Из изложенного можно заключить, что у факторов, воздействующих на процесс становления и развития культуры, современные формы всегда опираются на былые. Национальная специфика языка поэтому всегда по сути ретроспективна: поиск образца всегда обращен в проверенное прошлое, а живые инновации кажутся отходом от культуры, забвением национально-исторического опыта народа. При этом традиция как основа культуры представляет не только продолжение, но и творческое отрицание многих элементов исторического опыта, живущего в народной памяти. Однако собственно национальная окраска живет как раз этими элементами опыта, достигая максимума в специфически национальном, где этот опыт иногда оказывается замкнутым. Поэтому мы считаем, что этноэйдемы - это не просто лингвокультурный знак или система произвольных знаков, а особая культура с достаточно жесткими нормами и текстуально-языковыми инструментариями, сложившимися исторически.

В статье на основе лингвистического анализа ряда древнерусских юридических письменных памятников и анализа их положений, оговаривающих нормы обычного и семейного права, рассматриваются аспекты влияния древнетюркских обычных правовых норм. Тема рассмотрена в контексте восприятия народной памятью своей и иной культуры, откуда произведены заимствования.


[1] Гашимов Э.А. Культурный код как знаковая система (лингвистический взгляд) // Материалы Международной научной конференции «Тагиевские чтения» (1-2.06.2006). Баку, 2006, с.297.

[2] Здесь и далее ссылки на древнерусские тексты даются по: Российское законодательство Х-ХХ вв. Т.1. Законодательство Древней Руси (под ред. В.Л.Янина). М.: ЮЛ, 1984.

[3] О туранском элементе в русской культуре. Впервые: Евразийский Временник. Непериодическое издание под редакцией П.Савицкого, П.П.Сувчинского и князя Н.С.Трубецкого. Кн. IV, Берлин, 1925. с. 358.

[4] Гачев Г.Д. О национальных картинах мира // Народы Азии и Африки. М., 1967, №1, с.82.

[5] Шейман Л.А., Варич Н.М. О «национальных картинах мира» и об их значении для курса русской литературы в нерусских школах // Вопросы преподавания русского языка и литературы в киргизской школе. Фрунзе, 1976, вып.6, с. 44.

[6] См. подробно: Русская историческая библиотека. Т.VI, Пг., 1920, стб. 143-144.
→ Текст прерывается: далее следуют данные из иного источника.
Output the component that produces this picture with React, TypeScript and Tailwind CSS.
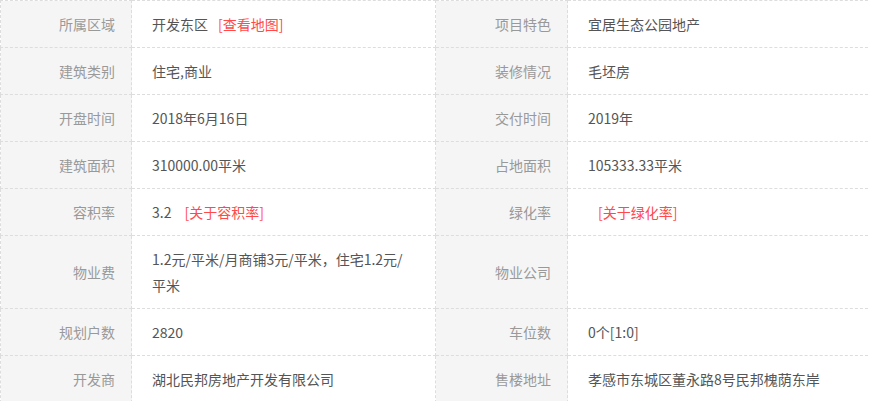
type Cell = { text?: string; link?: string; spaced?: boolean };

const rows: { l1: string; v1: Cell; l2: string; v2: Cell }[] = [
  { l1: '所属区域', v1: { text: '开发东区', link: '[查看地图]' }, l2: '项目特色', v2: { text: '宜居生态公园地产' } },
  { l1: '建筑类别', v1: { text: '住宅,商业' }, l2: '装修情况', v2: { text: '毛坯房' } },
  { l1: '开盘时间', v1: { text: '2018年6月16日' }, l2: '交付时间', v2: { text: '2019年' } },
  { l1: '建筑面积', v1: { text: '310000.00平米' }, l2: '占地面积', v2: { text: '105333.33平米' } },
  { l1: '容积率', v1: { text: '3.2', link: '[关于容积率]', spaced: true }, l2: '绿化率', v2: { text: '', link: '[关于绿化率]' } },
  { l1: '物业费', v1: { text: '1.2元/平米/月商铺3元/平米，住宅1.2元/平米' }, l2: '物业公司', v2: {} },
  { l1: '规划户数', v1: { text: '2820' }, l2: '车位数', v2: { text: '0个[1:0]' } },
  { l1: '开发商', v1: { text: '湖北民邦房地产开发有限公司' }, l2: '售楼地址', v2: { text: '孝感市东城区董永路8号民邦槐荫东岸' } },
];

function Label({ children }: { children: string }) {
  return (
    <td className="border border-dashed border-[#ddd] bg-[#f5f5f5] text-right pr-[16px] py-[10px] text-[#999] align-middle">
      {children}
    </td>
  );
}

function Value({ cell }: { cell: Cell }) {
  return (
    <td className="border border-dashed border-[#ddd] pl-[20px] pr-[20px] py-[10px] text-[#555] align-middle">
      {cell.text}
      {cell.spaced ? ' ' : ''}
      {cell.link && <a className="ml-[10px] text-[#ff4a4a]">{cell.link}</a>}
    </td>
  );
}

export default function App() {
  return (
    <div
      className="w-[869px] h-[401px] overflow-hidden bg-white"
      style={{ fontFamily: '"Noto Sans CJK SC", "Noto Sans", sans-serif' }}
    >
      <table className="border-collapse table-fixed w-[872px] text-[14px] leading-[26px]">
        <colgroup>
          <col className="w-[131px]" />
          <col className="w-[304px]" />
          <col className="w-[132px]" />
          <col className="w-[305px]" />
        </colgroup>
        <tbody>
          {rows.map((r) => (
            <tr key={r.l1}>
              <Label>{r.l1}</Label>
              <Value cell={r.v1} />
              <Label>{r.l2}</Label>
              <Value cell={r.v2} />
            </tr>
          ))}
        </tbody>
      </table>
    </div>
  );
}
[7] См. подробно: Щапов Я.Н. Княжеские уставы и церковь в Древней Руси XI-XIV вв. М., 1972, с.136-150

[8] См. подробно: Гашимов Э.А. Культурный код как знаковая система (лингвистический взгляд) // Материалы Международной научной конференции «Тагиевские чтения» (1-2.06.2006). Баку, 2006, с.297-303.

[9] Абдулла К. Тайный «Деде Коркуд». Баку, 2006, с.126.

[10] Там же, с.127.

[11] См. подробно: Абдулла К. Тайный «Деде Коркуд». Баку, 2006, с.122-135; Литвин М. О нравах татар, литовцев и москвитян. М., 1994, с.97-113; Религиозные традиции мира. Т.2, М., 1996, с.224-236.

[12] «Моджал ат-таваих». Тегеран, 1939, с.101-102 (перевод с персидского А.П.Новосельцева).

[13] Цитата по: Древнерусское государство и его международное значение. М.: Наука, 1965, с.401 (перевод текста А.П.Новосельцева; рукопись текста находится в Институте народов Азии, В – 1033, лист 225).

[14] Серяков М.Л. «Голубиная книга». Священное сказание русского народа. М.: Алетейа, 2001. с.340.

[15] О туранском элементе в русской культуре. Впервые: Евразийский Временник. Непериодическое издание под редакцией П.Савицкого, П.П. Сувчинского и князя Н.С.Трубецкого. Кн.IV, Берлин, 1925. с. 376.